Not long ago, I wrote about how Russia and China were destined to be global partners when it comes to energy - and noted that it would be the United States that created the incentive for these two former Cold War warriors to link up. In a story published just a few months ago, I described how China's energy foray into Iraq was the initial part of that strategy. Well now it's time for Round Two of this strategy to unfold.
Russia and China recently signed a multi-billion-dollar, intergovernmental agreement to construct an oil line from Russia that will supply oil directly to China. Actually seven agreements in one, the terms depict a deal worth trillions of dollars - including a 20-year oil contract to pump Russian oil to the Chinese market. In return, China has agreed to provide a total of $25 billion in loans to Russian oil companies Transneft and OAO Rosneft Oil Co.
The terms of the contract are fascinating - and illuminating. Russia will provide China with roughly 15 million metric tons of crude per year from 2011 to 2030, with much of the "black gold" flowing through the 1,030-kilometer pipeline that's being constructed to run from the Skovorodino refinery in Eastern Russia to Mohe County in China's Heilongjiang province. It's a branch of the even bigger 4,700 kilometers (2,900 miles) East Siberia-Pacific Ocean Pipeline that's currently under construction. Additionally, during talks leading up to the oil-supply agreement, both nations talked turkey on such topics as natural gas, nuclear energy, coal, electric power and resource-industry-equipment manufacturing.
What China and Russia very clearly understand (and that the Western countries have totally missed) is that this oil-supply deal is just part of a much bigger strategic drama that's being played out here.
For its part, China believes that the oil pipeline will greatly reduce the risks of its oil imports, the majority of which come through the China's oil imports the vast majority of which come through the Strait of Malacca. (Interestingly, China's nuclear subs were just on parade for the first time ever as part of the 60th Anniversary of the founding of the PLA's Navy in Qingdao, Shandong Province).
Russia, according to Prime Minister Vladimir Putin, believes that an oil pipeline directly to China will give Russia a stable and reliable oil market in the East. Not only will this help Russia access the capital markets, but it can also help that country access hard assets from other sources, tightening Russia's grip on the top energy markets in that region of the world.
Either way, this deal is a game-changer - both for the two countries involved (China and Russia), as well as for those who aren't (the United States, for instance). And if you take a minute to read between the lines, comments made by leaders on both sides point to a desire to have an even tighter China-Russia relationship in the years to come. This will really lock the United States out of the game, and will also wrest an increasing amount of energy-pricing control from the Organization of Petroleum Exporting Countries (OPEC) cartel - two developments that I've repeatedly warned readers to watch for.
Russian Deputy Prime Minister Alexander Zhukov used surprisingly strong language when he remarked last month that it is highly possible Russia would become China's largest energy supplier in 15 years.
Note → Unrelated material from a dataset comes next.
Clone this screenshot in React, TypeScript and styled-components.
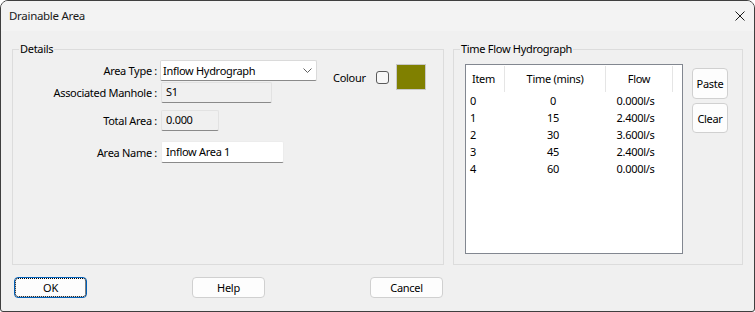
import React from "react";
import styled, { createGlobalStyle } from "styled-components";

const GlobalStyle = createGlobalStyle`
  html, body {
    margin: 0;
    padding: 0;
    background: #ffffff;
  }
  body {
    font-family: "Noto Sans", "Open Sans", sans-serif;
    font-size: 11px;
    letter-spacing: -0.3px;
    color: #000;
  }
  * {
    box-sizing: border-box;
  }
`;

interface Row {
  item: number;
  time: number;
  flow: string;
}

const rows: Row[] = [
  { item: 0, time: 0, flow: "0.000l/s" },
  { item: 1, time: 15, flow: "2.400l/s" },
  { item: 2, time: 30, flow: "3.600l/s" },
  { item: 3, time: 45, flow: "2.400l/s" },
  { item: 4, time: 60, flow: "0.000l/s" },
];

function App() {
  return (
    <>
      <GlobalStyle />
      <Window>
        <TitleBar>
          <Title>Drainable Area</Title>
          <CloseButton>
            <svg width="10" height="10" viewBox="0 0 10 10">
              <path d="M0.5 0.5 L9.5 9.5 M9.5 0.5 L0.5 9.5" stroke="#1a1a1a" strokeWidth="1" />
            </svg>
          </CloseButton>
        </TitleBar>

        <Body>
          <Groups>
            <Group $width={432}>
              <Legend>Details</Legend>
              <DetailsContent>
                <Form>
                  <FormRow $top={0}>
                    <Label>Area Type :</Label>
                    <Combo>
                      <span>Inflow Hydrograph</span>
                      <svg width="9" height="5" viewBox="0 0 9 5">
                        <path d="M0.5 0.5 L4.5 4.5 L8.5 0.5" stroke="#606060" fill="none" strokeWidth="1" />
                      </svg>
                    </Combo>
                  </FormRow>
                  <FormRow $top={1}>
                    <Label>Associated Manhole :</Label>
                    <TextField $width={111} $readOnly>S1</TextField>
                  </FormRow>
                  <FormRow $top={7}>
                    <Label>Total Area :</Label>
                    <TextField $width={58} $readOnly>0.000</TextField>
                  </FormRow>
                  <FormRow $top={10} $height={22}>
                    <Label>Area Name :</Label>
                    <TextField $width={123}>Inflow Area 1</TextField>
                  </FormRow>
                </Form>

                <ColourRow>
                  <span>Colour</span>
                  <CheckBox />
                  <Swatch $color="#808000" />
                </ColourRow>
              </DetailsContent>
            </Group>

            <Group $width={290}>
              <Legend>Time Flow Hydrograph</Legend>
              <HydroContent>
                <ListView>
                  <ListHeader>
                    <HeaderCell $width={39} $align="left">Item</HeaderCell>
                    <HeaderCell $width={101} $align="center">Time (mins)</HeaderCell>
                    <HeaderCell $width={67} $align="center">Flow</HeaderCell>
                  </ListHeader>
                  {rows.map((r) => (
                    <ListRow key={r.item}>
                      <Cell $width={39} $align="left">{r.item}</Cell>
                      <Cell $width={101} $align="center" $shift={5}>{r.time}</Cell>
                      <Cell $width={67} $align="center" $shift={8}>{r.flow}</Cell>
                    </ListRow>
                  ))}
                </ListView>
                <SideButtons>
                  <SmallButton $height={31}>Paste</SmallButton>
                  <SmallButton $height={30}>Clear</SmallButton>
                </SideButtons>
              </HydroContent>
            </Group>
          </Groups>

          <ButtonRow>
            <DialogButton $focused>OK</DialogButton>
            <DialogButton>Help</DialogButton>
            <DialogButton>Cancel</DialogButton>
          </ButtonRow>
        </Body>
      </Window>
    </>
  );
}

const Window = styled.div`
  width: 755px;
  height: 312px;
  border: 1px solid #3f3f3f;
  border-radius: 8px 8px 3px 3px;
  background: #f0f0f0;
  display: flex;
  flex-direction: column;
  overflow: hidden;
`;

const TitleBar = styled.div`
  height: 30px;
  background: #f3f3f3;
  display: flex;
  align-items: center;
  justify-content: space-between;
  padding: 0 9px 1px 8px;
`;

const Title = styled.span`
  font-size: 11.5px;
  color: #1a1a1a;
`;

const CloseButton = styled.div`
  width: 10px;
  height: 10px;
  display: flex;
  margin-top: 1px;
`;

const Body = styled.div`
  flex: 1;
  padding: 10px 11px 0 11px;
  display: flex;
  flex-direction: column;
`;

const Groups = styled.div`
  display: flex;
  gap: 9px;
`;

const Group = styled.fieldset<{ $width: number }>`
  width: ${(p) => p.$width}px;
  height: 224px;
  margin: 0;
  padding: 0;
  min-width: 0;
  border: 1px solid #dcdcdc;
`;

const Legend = styled.legend`
  margin-left: 6px;
  padding: 0 1px;
  line-height: 16px;
  font-size: 11px;
  color: #000;
`;

const DetailsContent = styled.div`
  display: flex;
  align-items: flex-start;
  padding-top: 3px;
`;

const Form = styled.div`
  display: flex;
  flex-direction: column;
`;

const FormRow = styled.div<{ $top: number; $height?: number }>`
  display: flex;
  align-items: center;
  height: ${(p) => p.$height ?? 21}px;
  margin-top: ${(p) => p.$top}px;
`;

const Label = styled.span`
  width: 144px;
  margin-right: 3px;
  text-align: right;
  white-space: nowrap;
`;

const Combo = styled.div`
  width: 157px;
  height: 100%;
  background: #ffffff;
  border: 1px solid #dadada;
  border-bottom-color: #8a8a8a;
  border-radius: 2px;
  display: flex;
  align-items: center;
  justify-content: space-between;
  padding: 0 4px 0 2px;

  svg {
    display: block;
  }
`;

const TextField = styled.div<{ $width: number; $readOnly?: boolean }>`
  width: ${(p) => p.$width}px;
  height: 100%;
  margin-left: 1px;
  padding: 1px 0 3px 4px;
  display: flex;
  align-items: center;
  background: ${(p) => (p.$readOnly ? "#f0f0f0" : "#ffffff")};
  border: 1px solid ${(p) => (p.$readOnly ? "#e2e2e2" : "#ececec")};
  border-bottom-color: #8a8a8a;
  border-radius: 2px;
  line-height: 1;
`;

const ColourRow = styled.div`
  display: flex;
  align-items: center;
  margin: 4px 0 0 16px;
`;

const CheckBox = styled.div`
  width: 13px;
  height: 13px;
  margin-left: 10px;
  border: 1px solid #5a5a5a;
  border-radius: 3px;
  background: #f7f7f7;
`;

const Swatch = styled.div<{ $color: string }>`
  width: 30px;
  height: 26px;
  margin-left: 7px;
  background: ${(p) => p.$color};
  border: 1px solid #c8c8c8;
`;

const HydroContent = styled.div`
  display: flex;
  align-items: flex-start;
  padding: 7px 0 0 11px;
`;

const ListView = styled.div`
  width: 218px;
  height: 190px;
  background: #ffffff;
  border: 1px solid #828790;
`;

const ListHeader = styled.div`
  display: flex;
  height: 27px;
  padding-top: 1px;
`;

const HeaderCell = styled.div<{ $width: number; $align: "left" | "center" }>`
  width: ${(p) => p.$width}px;
  border-right: 1px solid #e5e5e5;
  display: flex;
  align-items: center;
  justify-content: ${(p) => (p.$align === "left" ? "flex-start" : "center")};
  padding-left: ${(p) => (p.$align === "left" ? 6 : 0)}px;
  padding-bottom: 1px;
`;

const ListRow = styled.div`
  display: flex;
  height: 17px;
  align-items: center;
`;

const Cell = styled.div<{ $width: number; $align: "left" | "center"; $shift?: number }>`
  width: ${(p) => p.$width}px;
  text-align: ${(p) => p.$align};
  padding-left: ${(p) => (p.$align === "left" ? 4 : 0)}px;
  padding-right: ${(p) => p.$shift ?? 0}px;
  white-space: nowrap;
`;

const SideButtons = styled.div`
  display: flex;
  flex-direction: column;
  gap: 4px;
  margin: 4px 0 0 9px;
`;

const SmallButton = styled.div<{ $height: number }>`
  width: 36px;
  height: ${(p) => p.$height}px;
  background: #fdfdfd;
  border: 1px solid #d0d0d0;
  border-radius: 4px;
  display: flex;
  align-items: center;
  justify-content: center;
`;

const ButtonRow = styled.div`
  display: grid;
  grid-template-columns: repeat(3, 73px);
  column-gap: 105px;
  margin: 12px 0 0 2px;
`;

const DialogButton = styled.div<{ $focused?: boolean }>`
  height: 21px;
  background: #fdfdfd;
  border: 1px solid ${(p) => (p.$focused ? "#005fb8" : "#d0d0d0")};
  border-radius: 4px;
  display: flex;
  align-items: center;
  justify-content: center;
  outline: ${(p) => (p.$focused ? "1px dotted #000" : "none")};
  outline-offset: -2px;
`;

export default App;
China Vice-Premier Wang Qishan noted that the package including all aspects of construction, loans and crude oil trade would become "immediately effective," which is translated literally from Chinese and which means that he's putting the Chinese bureaucratic machine on notice that this is a high-priority project not to be trifled with in any way.
With good reason, energy is a key to both China's ongoing development and to stability in that region. I fully expect to see more deals like this on a variety of commodities and natural resources in the next 12 months to 24 months. View each deal as a sign of a growing regional stability that could contribute markedly to China's growing leadership power, as well as to a global recovery - all of which are important developments for investors looking at this part of the world.